Transcribe the lines below verbatim, skipping the images.

##### SOURCE MATERIAL

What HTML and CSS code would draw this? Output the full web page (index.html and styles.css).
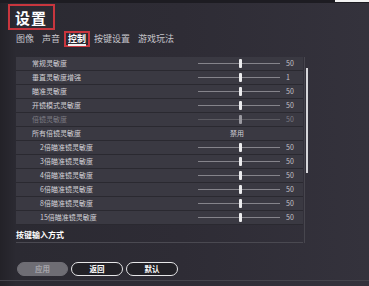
FILE: index.html
```html
<!DOCTYPE html>
<html lang="zh">
<head>
<meta charset="utf-8">
<link rel="stylesheet" href="styles.css">
</head>
<body>
<div class="screen">
  <div class="topbar"><div class="topbar-white"></div></div>
  <div class="title-box">设置</div>
  <div class="tabs">
    <div class="tab">图像</div>
    <div class="tab">声音</div>
    <div class="tab active"><span class="tab-u">控制</span></div>
    <div class="tab">按键设置</div>
    <div class="tab">游戏玩法</div>
  </div>
  <div class="main">
    <div class="panel">
      <div class="row"><div class="label">常规灵敏度</div><div class="slider"><div class="track-l"></div><div class="thumb"></div><div class="track-r"></div></div><div class="value">50</div></div>
      <div class="row"><div class="label">垂直灵敏度增强</div><div class="slider"><div class="track-l"></div><div class="thumb"></div><div class="track-r"></div></div><div class="value">1</div></div>
      <div class="row"><div class="label">瞄准灵敏度</div><div class="slider"><div class="track-l"></div><div class="thumb"></div><div class="track-r"></div></div><div class="value">50</div></div>
      <div class="row"><div class="label">开镜模式灵敏度</div><div class="slider"><div class="track-l"></div><div class="thumb"></div><div class="track-r"></div></div><div class="value">50</div></div>
      <div class="row dim"><div class="label">倍镜灵敏度</div><div class="slider"><div class="track-l"></div><div class="thumb"></div><div class="track-r"></div></div><div class="value">50</div></div>
      <div class="row"><div class="label">所有倍镜灵敏度</div><div class="toggle">禁用</div><div class="value"></div></div>
      <div class="row sub"><div class="label">2倍瞄准镜灵敏度</div><div class="slider"><div class="track-l"></div><div class="thumb"></div><div class="track-r"></div></div><div class="value">50</div></div>
      <div class="row sub"><div class="label">3倍瞄准镜灵敏度</div><div class="slider"><div class="track-l"></div><div class="thumb"></div><div class="track-r"></div></div><div class="value">50</div></div>
      <div class="row sub"><div class="label">4倍瞄准镜灵敏度</div><div class="slider"><div class="track-l"></div><div class="thumb"></div><div class="track-r"></div></div><div class="value">50</div></div>
      <div class="row sub"><div class="label">6倍瞄准镜灵敏度</div><div class="slider"><div class="track-l"></div><div class="thumb"></div><div class="track-r"></div></div><div class="value">50</div></div>
      <div class="row sub"><div class="label">8倍瞄准镜灵敏度</div><div class="slider"><div class="track-l"></div><div class="thumb"></div><div class="track-r"></div></div><div class="value">50</div></div>
      <div class="row sub"><div class="label">15倍瞄准镜灵敏度</div><div class="slider"><div class="track-l"></div><div class="thumb"></div><div class="track-r"></div></div><div class="value">50</div></div>
      <div class="section">按键输入方式</div>
    </div>
    <div class="scroll"><div class="scroll-thumb"></div></div>
  </div>
  <div class="buttons">
    <div class="btn disabled">应用</div>
    <div class="btn">返回</div>
    <div class="btn">默认</div>
  </div>
  <div class="bottom-line"></div>
</div>
</body>
</html>
```
FILE: styles.css
```css
html, body {
  margin: 0;
  padding: 0;
}
body {
  width: 369px;
  height: 286px;
  overflow: hidden;
  background: #2d2b34;
  font-family: "Noto Sans CJK SC", "Noto Sans", sans-serif;
  color: #d4d3d8;
}
.screen {
  width: 369px;
  height: 286px;
  background: linear-gradient(to right, #232228 0px, #2b2a32 16px, #2e2c35 180px, #34323c 369px);
  display: flex;
  flex-direction: column;
}
.topbar {
  height: 3px;
  background: #1d1c22;
  display: flex;
  justify-content: flex-end;
}
.topbar-white {
  width: 34px;
  height: 2px;
  background: #f2f2f2;
}
.title-box {
  margin: 1px 0 0 8px;
  width: 47px;
  height: 26px;
  box-sizing: border-box;
  border: 2px solid #c8363e;
  display: flex;
  align-items: center;
  padding-left: 5px;
  font-size: 15px;
  font-weight: 700;
  color: #ffffff;
  letter-spacing: 1px;
  line-height: 1;
}
.tabs {
  display: flex;
  margin: 1px 0 0 12px;
  height: 16px;
}
.tab {
  box-sizing: border-box;
  height: 16px;
  border: 2px solid transparent;
  padding: 0 2px;
  font-size: 9px;
  line-height: 10px;
  padding-top: 1px;
  color: #c6c5cb;
}
.tab.active {
  border-color: #c8363e;
  color: #ffffff;
  font-weight: 700;
}
.tab-u {
  display: inline-block;
  border-bottom: 2px solid #f0f0f0;
  padding-bottom: 0;
  line-height: 10px;
}
.main {
  display: flex;
  margin: 10px 0 0 16px;
}
.panel {
  width: 287px;
  display: flex;
  flex-direction: column;
}
.row {
  height: 14px;
  box-sizing: border-box;
  border-bottom: 1px solid #2a2930;
  background: #3a3942;
  display: grid;
  grid-template-columns: 182px 82px 1fr;
  align-items: center;
  font-size: 7px;
  line-height: 1;
}
.label {
  padding-left: 16px;
  color: #d2d1d6;
  white-space: nowrap;
}
.row.sub .label {
  padding-left: 24px;
}
.slider {
  display: flex;
  align-items: center;
  height: 13px;
}
.track-l {
  width: 41px;
  height: 1px;
  background: #85848b;
}
.track-r {
  flex: 1;
  height: 1px;
  background: #85848b;
}
.thumb {
  width: 3px;
  height: 9px;
  background: #ececee;
  border-radius: 1px;
}
.value {
  padding-left: 6px;
  color: #c4c3c9;
}
.toggle {
  text-align: center;
  color: #cfced4;
  padding-right: 4px;
}
.row.dim .label,
.row.dim .value {
  color: #7c7b82;
}
.row.dim .track-l,
.row.dim .track-r {
  background: #5c5b62;
}
.row.dim .thumb {
  background: #9a99a0;
}
.section {
  height: 18px;
  box-sizing: border-box;
  border-bottom: 1px solid #4a4951;
  font-size: 8px;
  font-weight: 700;
  color: #ffffff;
  display: flex;
  align-items: center;
  padding-top: 1px;
}
.scroll {
  margin-left: 1px;
  width: 3px;
  border-left: 1px solid #47464e;
}
.scroll-thumb {
  margin: 11px 0 0 1px;
  width: 2px;
  height: 105px;
  background: #d6d6da;
}
.buttons {
  display: flex;
  gap: 3px;
  margin: 19px 0 0 17px;
}
.btn {
  width: 52px;
  height: 14px;
  box-sizing: border-box;
  border: 1px solid #e6e6e8;
  border-radius: 7px;
  background: #222127;
  color: #ffffff;
  font-size: 7.5px;
  font-weight: 700;
  display: flex;
  align-items: center;
  justify-content: center;
  line-height: 1;
}
.btn.disabled {
  width: 51px;
  border-color: #6e6d74;
  background: #6e6d74;
  color: #a6a5ab;
}
.bottom-line {
  margin-top: 4px;
  height: 1px;
  background: #45444c;
}
```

##########

# ANSWER FOR THE TASK
What HTML and CSS code would draw this? Output the full web page (index.html and styles.css).
FILE: index.html
```html
<!DOCTYPE html>
<html lang="zh">
<head>
<meta charset="utf-8">
<link rel="stylesheet" href="styles.css">
</head>
<body>
<div class="screen">
  <div class="topbar"><div class="topbar-white"></div></div>
  <div class="title-box">设置</div>
  <div class="tabs">
    <div class="tab">图像</div>
    <div class="tab">声音</div>
    <div class="tab active"><span class="tab-u">控制</span></div>
    <div class="tab">按键设置</div>
    <div class="tab">游戏玩法</div>
  </div>
  <div class="main">
    <div class="panel">
      <div class="row"><div class="label">常规灵敏度</div><div class="slider"><div class="track-l"></div><div class="thumb"></div><div class="track-r"></div></div><div class="value">50</div></div>
      <div class="row"><div class="label">垂直灵敏度增强</div><div class="slider"><div class="track-l"></div><div class="thumb"></div><div class="track-r"></div></div><div class="value">1</div></div>
      <div class="row"><div class="label">瞄准灵敏度</div><div class="slider"><div class="track-l"></div><div class="thumb"></div><div class="track-r"></div></div><div class="value">50</div></div>
      <div class="row"><div class="label">开镜模式灵敏度</div><div class="slider"><div class="track-l"></div><div class="thumb"></div><div class="track-r"></div></div><div class="value">50</div></div>
      <div class="row dim"><div class="label">倍镜灵敏度</div><div class="slider"><div class="track-l"></div><div class="thumb"></div><div class="track-r"></div></div><div class="value">50</div></div>
      <div class="row"><div class="label">所有倍镜灵敏度</div><div class="toggle">禁用</div><div class="value"></div></div>
      <div class="row sub"><div class="label">2倍瞄准镜灵敏度</div><div class="slider"><div class="track-l"></div><div class="thumb"></div><div class="track-r"></div></div><div class="value">50</div></div>
      <div class="row sub"><div class="label">3倍瞄准镜灵敏度</div><div class="slider"><div class="track-l"></div><div class="thumb"></div><div class="track-r"></div></div><div class="value">50</div></div>
      <div class="row sub"><div class="label">4倍瞄准镜灵敏度</div><div class="slider"><div class="track-l"></div><div class="thumb"></div><div class="track-r"></div></div><div class="value">50</div></div>
      <div class="row sub"><div class="label">6倍瞄准镜灵敏度</div><div class="slider"><div class="track-l"></div><div class="thumb"></div><div class="track-r"></div></div><div class="value">50</div></div>
      <div class="row sub"><div class="label">8倍瞄准镜灵敏度</div><div class="slider"><div class="track-l"></div><div class="thumb"></div><div class="track-r"></div></div><div class="value">50</div></div>
      <div class="row sub"><div class="label">15倍瞄准镜灵敏度</div><div class="slider"><div class="track-l"></div><div class="thumb"></div><div class="track-r"></div></div><div class="value">50</div></div>
      <div class="section">按键输入方式</div>
    </div>
    <div class="scroll"><div class="scroll-thumb"></div></div>
  </div>
  <div class="buttons">
    <div class="btn disabled">应用</div>
    <div class="btn">返回</div>
    <div class="btn">默认</div>
  </div>
  <div class="bottom-line"></div>
</div>
</body>
</html>
```
FILE: styles.css
```css
html, body {
  margin: 0;
  padding: 0;
}
body {
  width: 369px;
  height: 286px;
  overflow: hidden;
  background: #2d2b34;
  font-family: "Noto Sans CJK SC", "Noto Sans", sans-serif;
  color: #d4d3d8;
}
.screen {
  width: 369px;
  height: 286px;
  background: linear-gradient(to right, #232228 0px, #2b2a32 16px, #2e2c35 180px, #34323c 369px);
  display: flex;
  flex-direction: column;
}
.topbar {
  height: 3px;
  background: #1d1c22;
  display: flex;
  justify-content: flex-end;
}
.topbar-white {
  width: 34px;
  height: 2px;
  background: #f2f2f2;
}
.title-box {
  margin: 1px 0 0 8px;
  width: 47px;
  height: 26px;
  box-sizing: border-box;
  border: 2px solid #c8363e;
  display: flex;
  align-items: center;
  padding-left: 5px;
  font-size: 15px;
  font-weight: 700;
  color: #ffffff;
  letter-spacing: 1px;
  line-height: 1;
}
.tabs {
  display: flex;
  margin: 1px 0 0 12px;
  height: 16px;
}
.tab {
  box-sizing: border-box;
  height: 16px;
  border: 2px solid transparent;
  padding: 0 2px;
  font-size: 9px;
  line-height: 10px;
  padding-top: 1px;
  color: #c6c5cb;
}
.tab.active {
  border-color: #c8363e;
  color: #ffffff;
  font-weight: 700;
}
.tab-u {
  display: inline-block;
  border-bottom: 2px solid #f0f0f0;
  padding-bottom: 0;
  line-height: 10px;
}
.main {
  display: flex;
  margin: 10px 0 0 16px;
}
.panel {
  width: 287px;
  display: flex;
  flex-direction: column;
}
.row {
  height: 14px;
  box-sizing: border-box;
  border-bottom: 1px solid #2a2930;
  background: #3a3942;
  display: grid;
  grid-template-columns: 182px 82px 1fr;
  align-items: center;
  font-size: 7px;
  line-height: 1;
}
.label {
  padding-left: 16px;
  color: #d2d1d6;
  white-space: nowrap;
}
.row.sub .label {
  padding-left: 24px;
}
.slider {
  display: flex;
  align-items: center;
  height: 13px;
}
.track-l {
  width: 41px;
  height: 1px;
  background: #85848b;
}
.track-r {
  flex: 1;
  height: 1px;
  background: #85848b;
}
.thumb {
  width: 3px;
  height: 9px;
  background: #ececee;
  border-radius: 1px;
}
.value {
  padding-left: 6px;
  color: #c4c3c9;
}
.toggle {
  text-align: center;
  color: #cfced4;
  padding-right: 4px;
}
.row.dim .label,
.row.dim .value {
  color: #7c7b82;
}
.row.dim .track-l,
.row.dim .track-r {
  background: #5c5b62;
}
.row.dim .thumb {
  background: #9a99a0;
}
.section {
  height: 18px;
  box-sizing: border-box;
  border-bottom: 1px solid #4a4951;
  font-size: 8px;
  font-weight: 700;
  color: #ffffff;
  display: flex;
  align-items: center;
  padding-top: 1px;
}
.scroll {
  margin-left: 1px;
  width: 3px;
  border-left: 1px solid #47464e;
}
.scroll-thumb {
  margin: 11px 0 0 1px;
  width: 2px;
  height: 105px;
  background: #d6d6da;
}
.buttons {
  display: flex;
  gap: 3px;
  margin: 19px 0 0 17px;
}
.btn {
  width: 52px;
  height: 14px;
  box-sizing: border-box;
  border: 1px solid #e6e6e8;
  border-radius: 7px;
  background: #222127;
  color: #ffffff;
  font-size: 7.5px;
  font-weight: 700;
  display: flex;
  align-items: center;
  justify-content: center;
  line-height: 1;
}
.btn.disabled {
  width: 51px;
  border-color: #6e6d74;
  background: #6e6d74;
  color: #a6a5ab;
}
.bottom-line {
  margin-top: 4px;
  height: 1px;
  background: #45444c;
}
```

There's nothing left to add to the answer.